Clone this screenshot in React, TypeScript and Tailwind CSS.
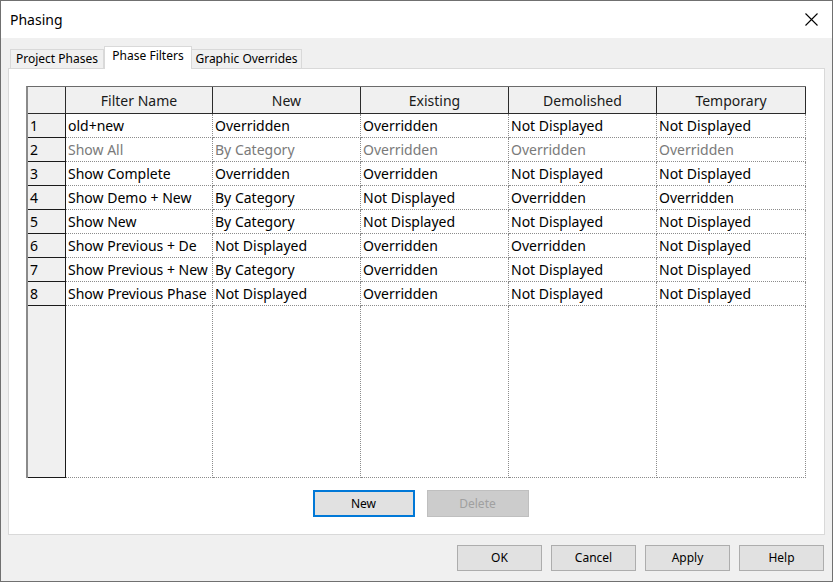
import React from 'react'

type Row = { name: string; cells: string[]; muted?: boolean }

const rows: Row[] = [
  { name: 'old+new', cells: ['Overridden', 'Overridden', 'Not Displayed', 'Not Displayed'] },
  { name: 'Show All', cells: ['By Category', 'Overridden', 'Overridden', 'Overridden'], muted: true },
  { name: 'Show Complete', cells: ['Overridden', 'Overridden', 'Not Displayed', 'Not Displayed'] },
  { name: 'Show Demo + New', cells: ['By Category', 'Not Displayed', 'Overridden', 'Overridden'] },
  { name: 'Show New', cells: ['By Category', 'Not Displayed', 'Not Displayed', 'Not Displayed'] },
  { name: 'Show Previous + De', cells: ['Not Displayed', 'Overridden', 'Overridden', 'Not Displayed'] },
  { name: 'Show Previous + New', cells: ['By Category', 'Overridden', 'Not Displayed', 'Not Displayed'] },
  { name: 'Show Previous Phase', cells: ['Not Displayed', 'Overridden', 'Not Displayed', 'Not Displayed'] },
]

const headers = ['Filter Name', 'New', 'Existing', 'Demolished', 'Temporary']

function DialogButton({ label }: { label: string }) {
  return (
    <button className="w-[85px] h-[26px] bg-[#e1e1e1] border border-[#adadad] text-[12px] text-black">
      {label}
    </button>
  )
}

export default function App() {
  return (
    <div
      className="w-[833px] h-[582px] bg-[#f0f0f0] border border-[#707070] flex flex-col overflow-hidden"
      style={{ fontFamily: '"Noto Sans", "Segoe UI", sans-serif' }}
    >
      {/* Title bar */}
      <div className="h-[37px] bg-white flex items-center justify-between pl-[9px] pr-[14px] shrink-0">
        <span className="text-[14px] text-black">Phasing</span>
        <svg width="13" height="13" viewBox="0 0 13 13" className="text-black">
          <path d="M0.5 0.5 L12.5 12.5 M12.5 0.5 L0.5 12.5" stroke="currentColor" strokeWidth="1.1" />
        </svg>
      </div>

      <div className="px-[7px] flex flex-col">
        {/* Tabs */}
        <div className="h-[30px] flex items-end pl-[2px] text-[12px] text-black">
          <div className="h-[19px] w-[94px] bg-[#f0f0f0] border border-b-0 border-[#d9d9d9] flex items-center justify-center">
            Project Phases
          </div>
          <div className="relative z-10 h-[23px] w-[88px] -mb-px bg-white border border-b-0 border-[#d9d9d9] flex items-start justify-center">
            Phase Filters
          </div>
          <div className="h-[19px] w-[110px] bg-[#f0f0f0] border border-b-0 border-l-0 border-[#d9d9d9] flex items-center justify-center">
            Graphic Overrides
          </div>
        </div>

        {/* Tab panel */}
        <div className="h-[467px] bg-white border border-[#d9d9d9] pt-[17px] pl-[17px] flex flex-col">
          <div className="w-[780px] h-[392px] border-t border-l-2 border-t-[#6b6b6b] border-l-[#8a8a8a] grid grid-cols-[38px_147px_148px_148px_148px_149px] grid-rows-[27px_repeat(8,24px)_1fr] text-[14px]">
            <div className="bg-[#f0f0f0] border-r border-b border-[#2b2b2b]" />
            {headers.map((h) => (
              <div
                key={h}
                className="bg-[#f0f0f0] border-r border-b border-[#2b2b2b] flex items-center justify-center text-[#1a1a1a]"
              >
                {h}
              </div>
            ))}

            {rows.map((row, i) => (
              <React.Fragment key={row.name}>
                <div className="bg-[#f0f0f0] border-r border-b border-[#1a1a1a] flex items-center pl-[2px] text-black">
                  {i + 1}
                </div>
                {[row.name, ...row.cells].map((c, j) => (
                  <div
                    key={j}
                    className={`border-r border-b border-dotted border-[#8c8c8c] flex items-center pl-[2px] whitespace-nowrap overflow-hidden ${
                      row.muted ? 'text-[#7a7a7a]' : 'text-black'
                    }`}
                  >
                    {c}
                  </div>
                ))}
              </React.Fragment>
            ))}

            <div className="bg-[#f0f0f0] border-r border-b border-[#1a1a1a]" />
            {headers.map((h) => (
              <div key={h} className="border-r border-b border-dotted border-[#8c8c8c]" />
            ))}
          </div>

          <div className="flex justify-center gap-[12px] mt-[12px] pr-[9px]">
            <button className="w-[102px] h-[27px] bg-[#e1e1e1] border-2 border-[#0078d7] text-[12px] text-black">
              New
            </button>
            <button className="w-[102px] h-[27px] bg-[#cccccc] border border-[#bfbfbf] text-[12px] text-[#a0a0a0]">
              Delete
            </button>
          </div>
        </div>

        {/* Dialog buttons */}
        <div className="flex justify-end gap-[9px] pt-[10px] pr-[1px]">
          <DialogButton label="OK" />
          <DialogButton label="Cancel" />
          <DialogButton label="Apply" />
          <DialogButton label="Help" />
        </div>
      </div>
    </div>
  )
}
...
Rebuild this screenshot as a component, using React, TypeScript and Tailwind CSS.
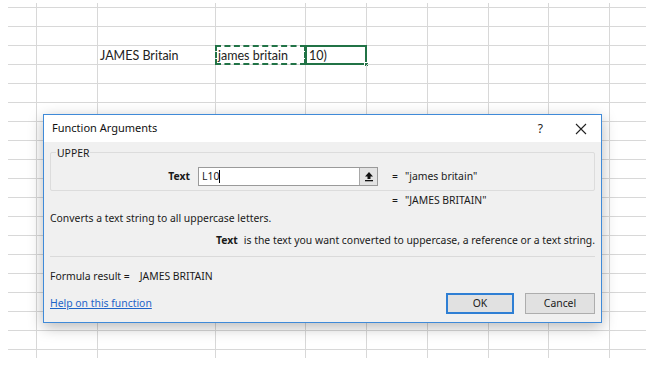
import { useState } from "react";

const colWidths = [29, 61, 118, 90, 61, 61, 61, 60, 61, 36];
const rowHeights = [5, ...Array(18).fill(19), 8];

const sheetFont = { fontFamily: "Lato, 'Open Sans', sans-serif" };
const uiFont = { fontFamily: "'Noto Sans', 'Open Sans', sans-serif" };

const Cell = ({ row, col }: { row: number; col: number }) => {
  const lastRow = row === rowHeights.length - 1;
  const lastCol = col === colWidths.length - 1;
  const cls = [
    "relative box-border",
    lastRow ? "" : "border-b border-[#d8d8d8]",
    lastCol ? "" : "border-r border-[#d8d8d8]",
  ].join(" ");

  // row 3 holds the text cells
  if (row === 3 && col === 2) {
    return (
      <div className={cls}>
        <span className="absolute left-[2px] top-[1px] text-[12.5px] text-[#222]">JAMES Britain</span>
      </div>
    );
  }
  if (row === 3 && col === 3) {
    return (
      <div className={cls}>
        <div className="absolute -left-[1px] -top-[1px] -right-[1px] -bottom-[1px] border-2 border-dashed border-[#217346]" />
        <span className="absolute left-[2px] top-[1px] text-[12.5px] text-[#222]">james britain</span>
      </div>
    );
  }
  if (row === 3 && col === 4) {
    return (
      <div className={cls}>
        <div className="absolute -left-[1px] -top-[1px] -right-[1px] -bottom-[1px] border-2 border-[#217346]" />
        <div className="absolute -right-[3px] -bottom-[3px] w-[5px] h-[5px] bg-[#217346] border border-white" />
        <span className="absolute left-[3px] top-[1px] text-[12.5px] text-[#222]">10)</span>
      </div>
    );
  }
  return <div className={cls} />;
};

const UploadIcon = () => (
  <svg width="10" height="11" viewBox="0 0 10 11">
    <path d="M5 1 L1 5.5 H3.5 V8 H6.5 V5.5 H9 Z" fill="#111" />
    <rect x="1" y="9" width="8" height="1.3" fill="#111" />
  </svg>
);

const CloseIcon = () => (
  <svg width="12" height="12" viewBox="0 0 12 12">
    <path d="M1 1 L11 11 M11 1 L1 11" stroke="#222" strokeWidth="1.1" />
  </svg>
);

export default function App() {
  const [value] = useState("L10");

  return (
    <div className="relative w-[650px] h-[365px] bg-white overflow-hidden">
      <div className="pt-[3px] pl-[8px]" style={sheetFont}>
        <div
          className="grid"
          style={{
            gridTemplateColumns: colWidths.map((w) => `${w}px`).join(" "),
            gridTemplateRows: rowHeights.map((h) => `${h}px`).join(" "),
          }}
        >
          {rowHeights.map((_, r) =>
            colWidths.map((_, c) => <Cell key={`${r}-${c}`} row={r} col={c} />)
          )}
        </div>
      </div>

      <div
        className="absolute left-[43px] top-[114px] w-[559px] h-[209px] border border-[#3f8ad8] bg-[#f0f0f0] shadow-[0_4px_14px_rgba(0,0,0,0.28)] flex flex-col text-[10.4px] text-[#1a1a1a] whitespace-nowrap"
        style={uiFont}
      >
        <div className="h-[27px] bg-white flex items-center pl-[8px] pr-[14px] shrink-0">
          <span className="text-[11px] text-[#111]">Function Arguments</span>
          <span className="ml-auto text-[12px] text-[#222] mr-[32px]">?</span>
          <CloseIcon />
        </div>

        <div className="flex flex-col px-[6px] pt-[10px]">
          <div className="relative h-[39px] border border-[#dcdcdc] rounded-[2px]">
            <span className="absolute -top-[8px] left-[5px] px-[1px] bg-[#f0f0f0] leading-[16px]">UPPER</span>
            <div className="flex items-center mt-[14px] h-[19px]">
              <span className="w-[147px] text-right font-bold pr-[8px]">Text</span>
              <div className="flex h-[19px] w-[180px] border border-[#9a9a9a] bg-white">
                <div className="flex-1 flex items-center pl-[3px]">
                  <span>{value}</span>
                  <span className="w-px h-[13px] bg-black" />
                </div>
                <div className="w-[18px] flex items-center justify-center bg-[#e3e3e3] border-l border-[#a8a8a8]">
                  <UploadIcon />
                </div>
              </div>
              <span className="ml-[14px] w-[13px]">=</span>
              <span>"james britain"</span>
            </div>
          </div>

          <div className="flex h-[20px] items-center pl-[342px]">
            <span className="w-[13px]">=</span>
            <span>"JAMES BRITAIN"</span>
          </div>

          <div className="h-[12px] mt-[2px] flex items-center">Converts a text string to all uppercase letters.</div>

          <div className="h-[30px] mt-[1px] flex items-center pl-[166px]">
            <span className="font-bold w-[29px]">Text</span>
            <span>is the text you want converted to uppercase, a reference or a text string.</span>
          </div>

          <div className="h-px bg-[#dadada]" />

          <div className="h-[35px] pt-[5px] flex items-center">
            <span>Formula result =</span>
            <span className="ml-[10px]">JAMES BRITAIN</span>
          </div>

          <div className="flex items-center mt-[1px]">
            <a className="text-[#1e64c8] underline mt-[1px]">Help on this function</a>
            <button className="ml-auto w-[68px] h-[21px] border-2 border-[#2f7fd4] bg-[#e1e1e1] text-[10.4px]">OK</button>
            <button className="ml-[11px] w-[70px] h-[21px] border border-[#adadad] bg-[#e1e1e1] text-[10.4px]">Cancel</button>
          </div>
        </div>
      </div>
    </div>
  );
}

• Problem: Pictures stay out: repeat exactly only the lines from the one with "Clone this screenshot" through the one with "string; cells: string[];".

• Result below:
Clone this screenshot in React, TypeScript and Tailwind CSS.
import React from 'react'

type Row = { name: string; cells: string[]; muted?: boolean }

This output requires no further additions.